被胖子稱呼為凡子的男人,今年已經28歲了,兩人年齡相當,凡子本名“楊凡”。
“算了,我有別的門路搞錢,就是比較費命,對了,欠你的錢,我現在還你。”說罷,楊凡拿出手機,在支付寶上點開胖子頭像,轉賬10萬元整。
其實隻向胖子借了9萬,還有1萬就當做是利息了。
範德彪的手機,嗡嗡的響了一下,在手機屏幕上,看見來自楊凡的一則轉賬信息,胖子沒有立刻伸手去拿桌子上的手機。

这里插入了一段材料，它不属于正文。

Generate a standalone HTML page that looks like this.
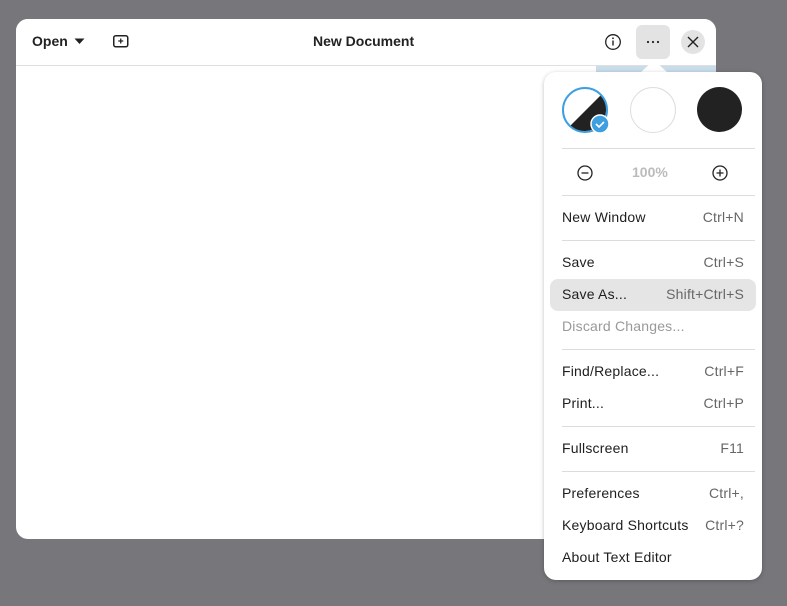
<!DOCTYPE html>
<html><head><style>
body{margin:0;width:787px;height:606px;background:#77767b;position:relative;overflow:hidden;font-family:"Liberation Sans",sans-serif;}
.win{position:absolute;left:16px;top:19px;width:700px;height:520px;background:#fff;border-radius:12px;overflow:hidden;}
.hdr{position:absolute;left:0;top:0;width:700px;height:46px;border-bottom:1px solid #e0e0e0;background:#fff;}
.t{position:absolute;font-size:14px;color:#222;}
.b{font-weight:bold;}
.pop{position:absolute;left:544px;top:72px;width:218px;height:508px;background:#fff;border-radius:12px;box-shadow:0 1px 4px rgba(0,0,0,.25);}
.sep{position:absolute;left:18px;width:193px;height:1px;background:#dcdcdc;}
.row{position:absolute;left:18px;width:182px;font-size:14px;color:#1e1e1e;height:32px;line-height:32px;letter-spacing:0.2px;}
.row span{position:absolute;right:0;color:#666;}
.dis{color:#999!important;}
</style></head><body>
<div class="win">
<div class="hdr">
<div class="t b" style="left:16px;top:14px">Open</div>
<svg style="position:absolute;left:58px;top:19px" width="11" height="7"><path d="M0.5 0.5h10L5.5 6z" fill="#222"/></svg>
<svg style="position:absolute;left:97px;top:16px" width="16" height="13"><rect x="0.75" y="0.75" width="14" height="11" rx="2" fill="none" stroke="#222" stroke-width="1.5"/><path d="M7.75 3.5v5M5.25 6h5" stroke="#222" stroke-width="1.3"/></svg>
<div class="t b" style="left:297px;top:14px">New Document</div>
<svg style="position:absolute;left:588px;top:14px" width="18" height="18"><circle cx="9" cy="9" r="7.3" fill="none" stroke="#222" stroke-width="1.3"/><rect x="8.3" y="7.5" width="1.4" height="5" fill="#222"/><circle cx="9" cy="5.3" r="0.9" fill="#222"/></svg>
<div style="position:absolute;left:620px;top:6px;width:34px;height:34px;border-radius:6px;background:#e3e3e3"></div>
<svg style="position:absolute;left:620px;top:6px" width="34" height="34"><circle cx="12" cy="17" r="1.1" fill="#222"/><circle cx="17" cy="17" r="1.1" fill="#222"/><circle cx="22" cy="17" r="1.1" fill="#222"/></svg>
<div style="position:absolute;left:665px;top:11px;width:24px;height:24px;border-radius:12px;background:#e3e3e3"></div>
<svg style="position:absolute;left:671px;top:17px" width="12" height="12"><path d="M1 1l10 10M11 1L1 11" stroke="#222" stroke-width="1.4"/></svg>
</div>
<div style="position:absolute;left:580px;top:47px;width:120px;height:6px;background:#c8dcea"></div>
</div>
<svg style="position:absolute;left:640px;top:59px" width="28" height="15"><path d="M0 14L14 1L28 14z" fill="#fff"/></svg>
<div class="pop">
<svg style="position:absolute;left:18px;top:14px" width="50" height="50"><circle cx="23" cy="24" r="22" fill="#fff"/><path d="M8 40 L39 9 A22 22 0 0 1 8 40z" fill="#222"/><circle cx="23" cy="24" r="22" fill="none" stroke="#3d9fe0" stroke-width="2"/><circle cx="38" cy="38" r="9" fill="#3d9fe0" stroke="#fff" stroke-width="1.5"/><path d="M34 38l3 3 5-5" fill="none" stroke="#fff" stroke-width="1.6"/></svg>
<div style="position:absolute;left:86px;top:15px;width:44px;height:44px;border-radius:50%;border:1px solid #ddd;background:#fff"></div>
<div style="position:absolute;left:153px;top:15px;width:45px;height:45px;border-radius:50%;background:#222"></div>
<div class="sep" style="top:76px"></div>
<svg style="position:absolute;left:33px;top:93px" width="16" height="16"><circle cx="8" cy="8" r="7" fill="none" stroke="#222" stroke-width="1.3"/><path d="M4.5 8h7" stroke="#222" stroke-width="1.3"/></svg>
<div style="position:absolute;left:88px;top:92px;font-size:14px;font-weight:bold;color:#bbb">100%</div>
<svg style="position:absolute;left:168px;top:93px" width="16" height="16"><circle cx="8" cy="8" r="7" fill="none" stroke="#222" stroke-width="1.3"/><path d="M4.5 8h7M8 4.5v7" stroke="#222" stroke-width="1.3"/></svg>
<div class="sep" style="top:123px"></div>
<div class="row" style="top:129px">New Window<span>Ctrl+N</span></div>
<div class="sep" style="top:168px"></div>
<div style="position:absolute;left:6px;top:207px;width:206px;height:32px;border-radius:8px;background:#e5e5e5"></div>
<div class="row" style="top:174px">Save<span>Ctrl+S</span></div>
<div class="row" style="top:206px">Save As...<span>Shift+Ctrl+S</span></div>
<div class="row dis" style="top:238px">Discard Changes...</div>
<div class="sep" style="top:277px"></div>
<div class="row" style="top:283px">Find/Replace...<span>Ctrl+F</span></div>
<div class="row" style="top:315px">Print...<span>Ctrl+P</span></div>
<div class="sep" style="top:354px"></div>
<div class="row" style="top:360px">Fullscreen<span>F11</span></div>
<div class="sep" style="top:399px"></div>
<div class="row" style="top:405px">Preferences<span>Ctrl+,</span></div>
<div class="row" style="top:437px">Keyboard Shortcuts<span>Ctrl+?</span></div>
<div class="row" style="top:469px">About Text Editor</div>
</div>
</body></html>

範德彪眉頭微微一皺,用眼神掃視了周圍一圈,然後略微壓低聲音:“凡子,你和我透個底,這些錢你到底哪裏來的?你要是真的缺錢做了什麼違法的事情,我勸你立刻停止!否則你就別認我這個兄弟,你要是實在缺錢,大不了我把城裏的汽修店賣了,拿錢給你先用著……”
楊凡抬起手製止了範德彪的話:“之前確實做的事情不合法,看見我臉上的傷了嗎?你不是一直問是誰幹的嗎?我現在告訴你,這些傷,都是打黑拳時候留下的,我打算從新開始打拳,當然不是黑拳,是正規的拳賽!”楊凡知道,自己這個年齡,雖然已經錯過了最佳的拳擊年齡,可他依舊還想再試一試。

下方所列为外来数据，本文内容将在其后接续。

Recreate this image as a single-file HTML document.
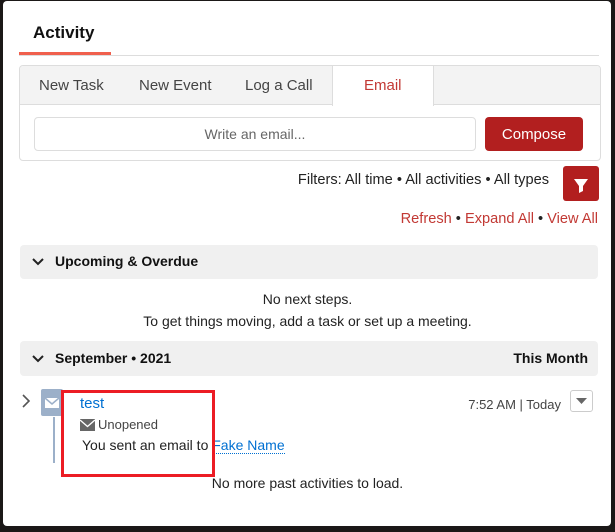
<!DOCTYPE html>
<html><head><meta charset="utf-8"><style>
*{margin:0;padding:0;box-sizing:border-box}
body{width:615px;height:532px;background:#1b1817;position:relative;overflow:hidden;font-family:"Liberation Sans",sans-serif;color:#222}
.card{position:absolute;left:3px;top:1px;width:608px;height:525px;background:#fff;border-radius:4px}
.a{position:absolute;white-space:nowrap}
.red{color:#c23934}
</style></head><body>
<div class="card"></div>
<div class="a" style="left:33px;top:23px;font-size:17px;font-weight:bold;color:#111">Activity</div>
<div class="a" style="left:19px;top:55px;width:580px;height:1px;background:#ddd"></div>
<div class="a" style="left:19px;top:52px;width:92px;height:3px;background:#f0604d"></div>

<div class="a" style="left:19px;top:65px;width:582px;height:96px;border:1px solid #ddd;border-radius:4px;background:#fff"></div>
<div class="a" style="left:20px;top:66px;width:580px;height:39px;background:#f3f3f3;border-bottom:1px solid #ddd;border-radius:3px 3px 0 0"></div>
<div class="a" style="left:332px;top:66px;width:102px;height:40px;background:#fff;border-left:1px solid #ddd;border-right:1px solid #ddd"></div>
<div class="a" style="left:39px;top:77px;font-size:15px;color:#444">New Task</div>
<div class="a" style="left:139px;top:77px;font-size:15px;color:#444">New Event</div>
<div class="a" style="left:245px;top:77px;font-size:15px;color:#444">Log a Call</div>
<div class="a red" style="left:364px;top:77px;font-size:15px">Email</div>
<div class="a" style="left:34px;top:117px;width:442px;height:34px;border:1px solid #ddd;border-radius:4px;text-align:center;line-height:32px;font-size:14px;color:#666">Write an email...</div>
<div class="a" style="left:485px;top:117px;width:98px;height:34px;background:#b21f1f;border-radius:4px;color:#fff;text-align:center;line-height:35px;font-size:15px">Compose</div>

<div class="a" style="right:66px;top:172px;font-size:14.6px;color:#222">Filters: All time • All activities • All types</div>
<div class="a" style="left:563px;top:166px;width:36px;height:35px;background:#b21f1f;border-radius:3px"><svg width="36" height="35"><path d="M11 13h14l-5 7v5l-4 2v-7z" fill="#fff"/></svg></div>
<div class="a" style="right:17px;top:211px;font-size:14.6px"><span class="red">Refresh</span> • <span class="red">Expand All</span> • <span class="red">View All</span></div>

<div class="a" style="left:20px;top:245px;width:578px;height:34px;background:#f0f0f0;border-radius:4px"></div>
<svg class="a" style="left:31px;top:256px" width="14" height="12"><path d="M2 3l5 5 5-5" stroke="#222" stroke-width="2" fill="none"/></svg>
<div class="a" style="left:55px;top:253px;font-size:14px;font-weight:bold;color:#111">Upcoming &amp; Overdue</div>
<div class="a" style="left:0;width:615px;top:291px;font-size:14px;text-align:center">No next steps.</div>
<div class="a" style="left:0;width:615px;top:313px;font-size:14px;text-align:center">To get things moving, add a task or set up a meeting.</div>

<div class="a" style="left:20px;top:341px;width:578px;height:35px;background:#f0f0f0;border-radius:4px"></div>
<svg class="a" style="left:31px;top:353px" width="14" height="12"><path d="M2 3l5 5 5-5" stroke="#222" stroke-width="2" fill="none"/></svg>
<div class="a" style="left:55px;top:350px;font-size:14px;font-weight:bold;color:#111">September • 2021</div>
<div class="a" style="right:27px;top:350px;font-size:14px;font-weight:bold;color:#111">This Month</div>

<svg class="a" style="left:20px;top:393px" width="12" height="16"><path d="M3 2l6 6-6 6" stroke="#555" stroke-width="1.6" fill="none"/></svg>
<div class="a" style="left:41px;top:389px;width:22px;height:27px;background:#9cb0c9;border-radius:2px"><svg width="22" height="27"><path d="M4 9h14v10H4z" fill="#fff"/><path d="M4 9l7 6 7-6" stroke="#9cb0c9" stroke-width="1.5" fill="none"/></svg></div>
<div class="a" style="left:53px;top:417px;width:2px;height:46px;background:#9cb0c9"></div>
<div class="a" style="left:80px;top:395px;font-size:15px;color:#0070d2">test</div>
<svg class="a" style="left:80px;top:419px" width="15" height="12"><rect x="0" y="0" width="15" height="12" fill="#666"/><path d="M0 1l7.5 6.5 7.5-6.5" stroke="#fff" stroke-width="1.4" fill="none"/></svg>
<div class="a" style="left:98px;top:417px;font-size:13px;color:#444">Unopened</div>
<div class="a" style="left:82px;top:437px;font-size:14px">You sent an email to <span style="color:#0070d2;border-bottom:1px dotted #0070d2">Fake Name</span></div>
<div class="a" style="right:54px;top:397px;font-size:13px;color:#444">7:52 AM | Today</div>
<div class="a" style="left:570px;top:390px;width:23px;height:22px;border:1px solid #ccc;border-radius:3px"><svg width="21" height="20"><path d="M5 7h11l-5.5 6z" fill="#666"/></svg></div>
<div class="a" style="left:61px;top:390px;width:154px;height:87px;border:3px solid #ec1c24"></div>
<div class="a" style="left:0;width:615px;top:475px;font-size:14px;text-align:center">No more past activities to load.</div>
</body></html>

範德彪看著眼前這個從小一起長大的男人,不知道說些什麼,這半年的時間,楊凡因為窮,放棄了一個自己很愛的女人,雪上加霜的是,楊凡的母親也在這個時候查出癌症晚期。
因為金錢,他失去了太多,金錢對於他來說此刻已經變得無比的重要了。
為了拳擊,楊凡剃掉了多年來的長發,經曆過了許多的事情,磨平了所有的棱角,似乎已經看不見以往那個意氣風發的少年了。
範德彪點了點頭。
楊凡看著馬路上經過的一名西裝革履的中年男人,感慨的說道:“以前不願意讀書,以為早些出來社會叫做闖天下,叫做打拚,總是以為自己能夠闖出一個大事業出來,出了社會卻發現自己什麼都不懂,就連到公司上班的資格都沒有,隻能做一些最底層的工作。”

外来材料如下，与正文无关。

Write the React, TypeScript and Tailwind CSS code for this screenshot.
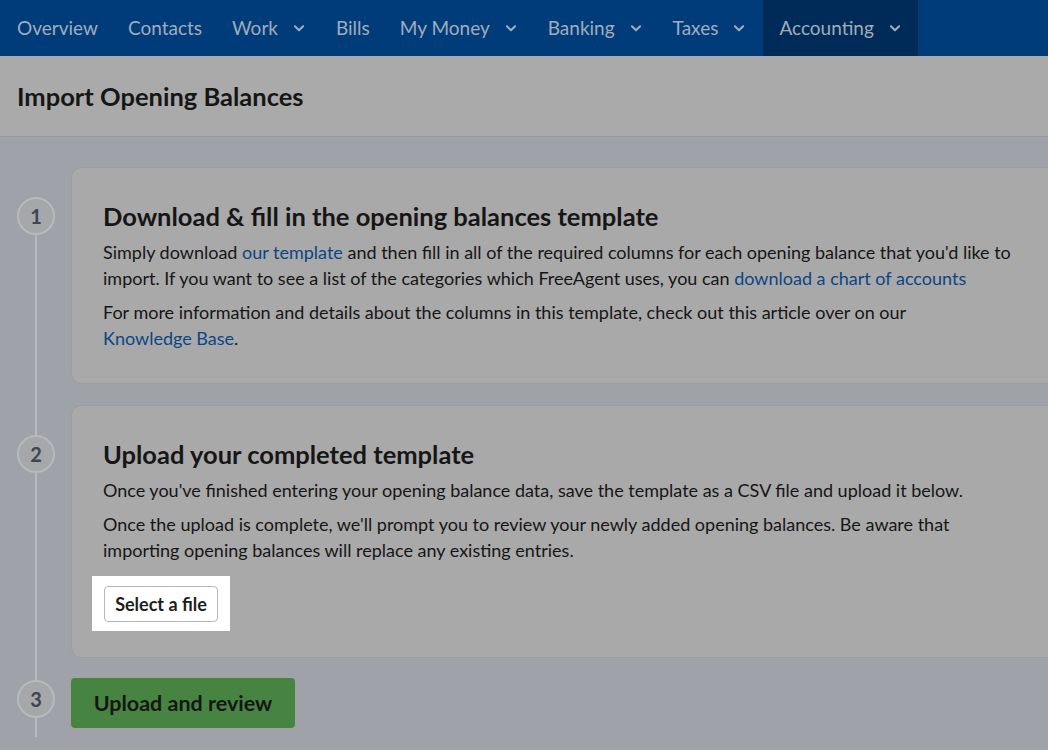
const navItems = [
  { label: 'Overview', menu: false },
  { label: 'Contacts', menu: false },
  { label: 'Work', menu: true },
  { label: 'Bills', menu: false },
  { label: 'My Money', menu: true },
  { label: 'Banking', menu: true },
  { label: 'Taxes', menu: true },
  { label: 'Accounting', menu: true, active: true },
];

const Chevron = () => (
  <svg className="w-3.5 h-3.5 ml-[14px]" fill="none" stroke="currentColor" viewBox="0 0 24 24">
    <path strokeLinecap="round" strokeLinejoin="round" strokeWidth={3.5} d="M5 9l7 7 7-7" />
  </svg>
);

const StepCircle = ({ n }: { n: number }) => (
  <div className="w-[38px] h-[38px] rounded-full border-2 border-[#b8b9bb] bg-[#a5a7aa] flex items-center justify-center text-[20px] font-bold text-[#3d4650] shrink-0">
    {n}
  </div>
);

const Link = ({ children }: { children: React.ReactNode }) => <span className="text-[#0b4683]">{children}</span>;

export default function App() {
  return (
    <div className="w-[1048px] h-[750px] overflow-hidden bg-[#9fa3a9] text-[#161616]" style={{ fontFamily: 'Lato, "Open Sans", sans-serif' }}>
      <nav className="h-[56px] bg-[#003c79] flex items-stretch text-[19px] text-[#a0acbb] pl-[2px]">
        {navItems.map((item) => (
          <div
            key={item.label}
            className={`flex items-center px-[15px] ${item.active ? 'bg-[#002b58] px-[16px] ml-[2px]' : ''}`}
          >
            {item.label}
            {item.menu && <Chevron />}
          </div>
        ))}
      </nav>
      <div className="h-[81px] bg-[#aaaaaa] border-b border-[#999a9c] flex items-center px-[17px]">
        <h1 className="text-[25.5px] font-bold text-[#161616]">Import Opening Balances</h1>
      </div>
      <div className="relative pt-[30px] pl-[17px]">
        <div className="absolute left-[35px] top-[80px] h-[520px] w-[2px] bg-[#b8b9bb]" />
        <div className="flex gap-[16px]">
          <div className="pt-[30px] relative"><StepCircle n={1} /></div>
          <div className="flex-1 bg-[#a9a9a9] border border-[#9c9d9f] rounded-l-[10px] border-r-0 h-[217px] pl-[31px] pr-[6px] pt-[31px] text-[18px] leading-[26px]">
            <h2 className="text-[25.5px] font-bold mb-[6px] leading-[34px]">Download &amp; fill in the opening balances template</h2>
            <p>Simply download <Link>our template</Link> and then fill in all of the required columns for each opening balance that you'd like to import. If you want to see a list of the categories which FreeAgent uses, you can <Link>download a chart of accounts</Link></p>
            <p className="mt-[8px] pr-[60px]">For more information and details about the columns in this template, check out this article over on our <Link>Knowledge Base</Link>.</p>
          </div>
        </div>
        <div className="flex gap-[16px] mt-[21px]">
          <div className="pt-[30px] relative"><StepCircle n={2} /></div>
          <div className="flex-1 bg-[#a9a9a9] border border-[#9c9d9f] rounded-l-[10px] border-r-0 h-[253px] pl-[31px] pt-[31px] text-[18px] leading-[26px]">
            <h2 className="text-[25.5px] font-bold mb-[6px] leading-[34px]">Upload your completed template</h2>
            <p>Once you've finished entering your opening balance data, save the template as a CSV file and upload it below.</p>
            <p className="mt-[8px] pr-[40px]">Once the upload is complete, we'll prompt you to review your newly added opening balances. Be aware that importing opening balances will replace any existing entries.</p>
            <div className="mt-[13px] -ml-[11px] w-[138px] h-[55px] bg-white flex items-center justify-center">
              <button className="h-[36px] px-[10px] border border-[#b4b9be] rounded-[4px] bg-white text-[18px] font-bold text-[#1d1d1d]">Select a file</button>
            </div>
          </div>
        </div>
        <div className="flex gap-[16px] mt-[20px] items-center">
          <div className="-mt-[8px] relative"><StepCircle n={3} /></div>
          <button className="w-[224px] h-[50px] rounded-[4px] bg-[#478442] text-[21.5px] font-bold text-[#161616]">Upload and review</button>
        </div>
      </div>
    </div>
  );
}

“可不是嘛,讀書的時候就是不聽話。你還記得咱們高中時候又個同學叫陸宗輿的嗎?聽說現在在一家外企公司上班,是什麼什麼部門經理,一年工資就上百萬,這小子讀書的時候就不討大家喜歡,那時候總是跟著範思思,像個跟屁蟲一樣。”胖子停頓了一下,想起範思思,悄悄看了一眼楊凡,不見楊凡有什麼特別的反應,才繼續說道:“還總是喜歡拍班主任的馬屁,告我們的狀,可沒想到,讀書的時候老張那麼關照他,可老張自殺後,也不見那小子來看過一眼,嘖嘖。”範德彪搖頭感慨道。